O, indeed, there is nothing more precious than the faith of the child of God! That faith when it is given to us out of mere grace as a seed in regeneration is pure, holy, good, precious. As it grows under the rain and sunshine of God’s Word, its beauty and preciousness becomes all the more apparent. But that faith is given to and worked in those children of God who by nature are impure, unholy, faithless, worldly. That good, precious, pure faith, like precious gold ore, when it is revealed in the child of God as he is by nature appears with many impurities. As gold ore is smelted in the hottest fire to separate it from all impurities, so the child of God is placed in the crucible of afflictions and temptations to burn off all fleshly impurities, thus to allow the pure golden faith to shine as the precious gift of God that it is. When it shall have been completely delivered of all that is of man, it will be fully apparent that it was a wonderful gift of God’s grace. It must become clearly apparent that God not only preserves us into the inheritance by His power through faith, but that He also preserves the faith He has implanted in us through the purging fire of temptations. 
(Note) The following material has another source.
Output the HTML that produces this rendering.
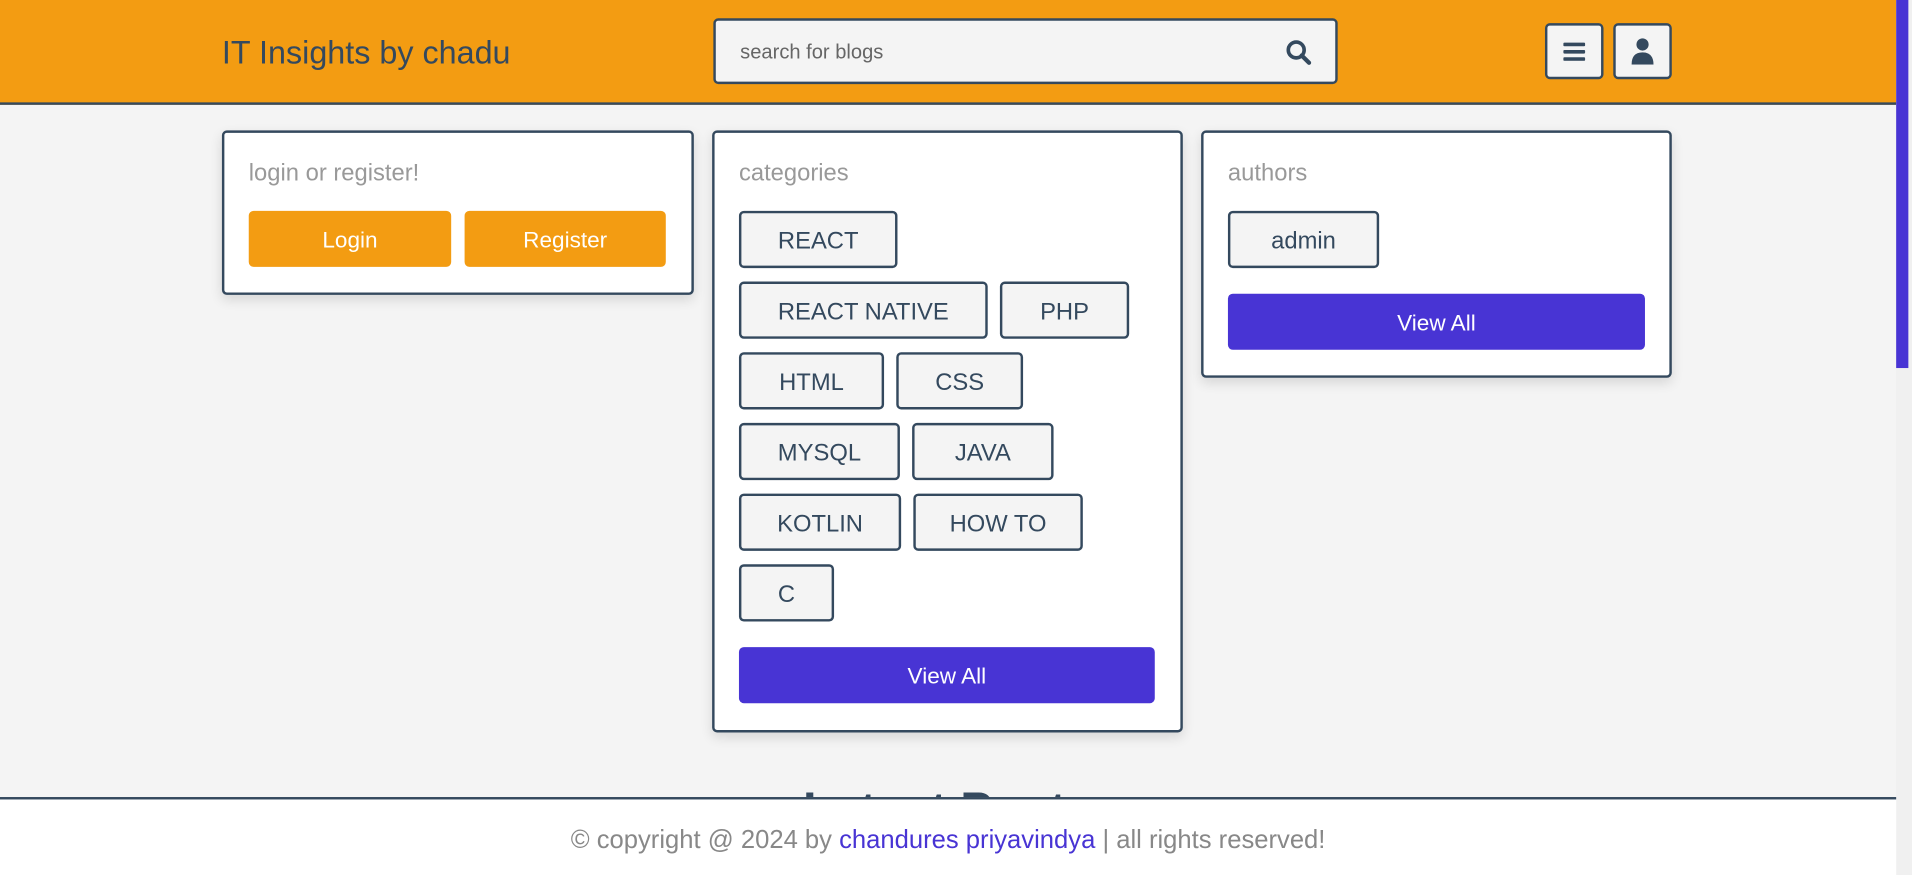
<!DOCTYPE html>
<html><head><meta charset="utf-8"><style>
html,body{margin:0;padding:0;width:1912px;height:875px;overflow:hidden;background:#f4f4f4;}
#w{position:absolute;left:0;top:0;width:1568px;height:718px;transform:scale(1.2194,1.2187);transform-origin:0 0;font-family:"Liberation Sans",sans-serif;background:#f4f4f4;overflow:hidden;}
.a{position:absolute;box-sizing:border-box;}
.hdr{left:0;top:0;width:1555px;height:86px;background:#f39c12;border-bottom:2px solid #34495e;}
.card{background:#fff;border:2px solid #34495e;border-radius:4px;box-shadow:0 4px 10px rgba(0,0,0,.12);}
.ttl{font-size:19.5px;color:#999;}
.tag{height:47px;border:2px solid #34495e;border-radius:4px;background:#f4f4f4;color:#34495e;font-size:19.5px;display:flex;align-items:center;justify-content:center;padding-top:3px;}
.btn{border-radius:4px;color:#fff;font-size:18.5px;display:flex;align-items:center;justify-content:center;padding-top:2px;}
.or{background:#f39c12;}
.pu{background:#4834d4;}
.ib{top:19px;width:48px;height:46px;border:2px solid #34495e;border-radius:4px;background:#f4f4f4;display:flex;align-items:center;justify-content:center;}
</style></head><body><div id="w">
<div class="a hdr"></div>
<div class="a" style="left:182px;top:28px;font-size:26.5px;color:#34495e;">IT Insights by chadu</div>
<div class="a" style="left:585px;top:15px;width:512px;height:54px;background:#f4f4f4;border:2px solid #34495e;border-radius:4px;"></div>
<div class="a" style="left:607px;top:34px;font-size:16.5px;color:#666;">search for blogs</div>
<svg class="a" style="left:1054px;top:32px" width="22" height="22" viewBox="0 0 22 22"><circle cx="9" cy="9" r="6.5" fill="none" stroke="#34495e" stroke-width="3"/><line x1="13.5" y1="13.5" x2="19.5" y2="19.5" stroke="#34495e" stroke-width="3.5" stroke-linecap="round"/></svg>
<div class="a ib" style="left:1267px;"><svg width="18" height="16"><rect y="1" width="18" height="3" rx="1" fill="#34495e"/><rect y="7" width="18" height="3" rx="1" fill="#34495e"/><rect y="13" width="18" height="3" rx="1" fill="#34495e"/></svg></div>
<div class="a ib" style="left:1323px;"><svg width="18" height="22"><circle cx="9" cy="5.5" r="5" fill="#34495e"/><path d="M0 22 Q0 12 9 12 Q18 12 18 22 Z" fill="#34495e"/></svg></div>
<div class="a" style="left:1555px;top:0;width:13px;height:718px;background:#f0f0f0;"></div>
<div class="a" style="left:1555px;top:0;width:10px;height:302px;background:#4834d4;"></div>

<div class="a card" style="left:182px;top:107px;width:387px;height:135px;"></div>
<div class="a ttl" style="left:204px;top:131px;">login or register!</div>
<div class="a btn or" style="left:204px;top:173px;width:166px;height:46px;">Login</div>
<div class="a btn or" style="left:381px;top:173px;width:165px;height:46px;">Register</div>

<div class="a card" style="left:584px;top:107px;width:386px;height:494px;"></div>
<div class="a ttl" style="left:606px;top:131px;">categories</div>
<div class="a tag" style="left:606px;top:173px;width:130px;">REACT</div>
<div class="a tag" style="left:606px;top:231px;width:204px;">REACT NATIVE</div>
<div class="a tag" style="left:820px;top:231px;width:106px;">PHP</div>
<div class="a tag" style="left:606px;top:289px;width:119px;">HTML</div>
<div class="a tag" style="left:735px;top:289px;width:104px;">CSS</div>
<div class="a tag" style="left:606px;top:347px;width:132px;">MYSQL</div>
<div class="a tag" style="left:748px;top:347px;width:116px;">JAVA</div>
<div class="a tag" style="left:606px;top:405px;width:133px;">KOTLIN</div>
<div class="a tag" style="left:749px;top:405px;width:139px;">HOW TO</div>
<div class="a tag" style="left:606px;top:463px;width:78px;">C</div>
<div class="a btn pu" style="left:606px;top:531px;width:341px;height:46px;">View All</div>

<div class="a card" style="left:985px;top:107px;width:386px;height:203px;"></div>
<div class="a ttl" style="left:1007px;top:131px;">authors</div>
<div class="a tag" style="left:1007px;top:173px;width:124px;">admin</div>
<div class="a btn pu" style="left:1007px;top:241px;width:342px;height:46px;">View All</div>

<div class="a" style="left:0;top:643px;width:1555px;text-align:center;font-size:40px;font-weight:bold;color:#34495e;">Latest Posts</div>
<div class="a" style="left:0;top:654px;width:1555px;height:64px;background:#fff;border-top:2px solid #34495e;"></div>
<div class="a" style="left:0;top:678px;width:1555px;text-align:center;font-size:21px;color:#888;">© copyright @ 2024 by <span style="color:#4834d4">chandures priyavindya</span> | all rights reserved!</div>
</div></body></html>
Thus we can understand also the latter part of the text which expresses the divine and glorious purpose of it all. 

That the tried faith may be found unto praise and honour and glory at the appearing of Jesus Christ! 

Not the glory of the believer, as some would have it! 

But the glory of Christ! 

His glory is the ultima of tried faith! The trial is of Him. The tested faith is of Him also. Hence, the honour and praise is also His. Honour is that which is ascribed to the Workman for His work. Praise is the hour which the self-conscious creature ascribes to the Lord because of His glory. 

In the appearing of Jesus Christ! 

Now for a time He is hidden from us as He resides at the right hand of God, clothed with glory and honour. Presently He, as the sun piercing the clouds of the sky, shall reveal Himself in all the majesty of His glory. 

Then, O yes, then, we shall praise Him unto Whom all honour and glory is due!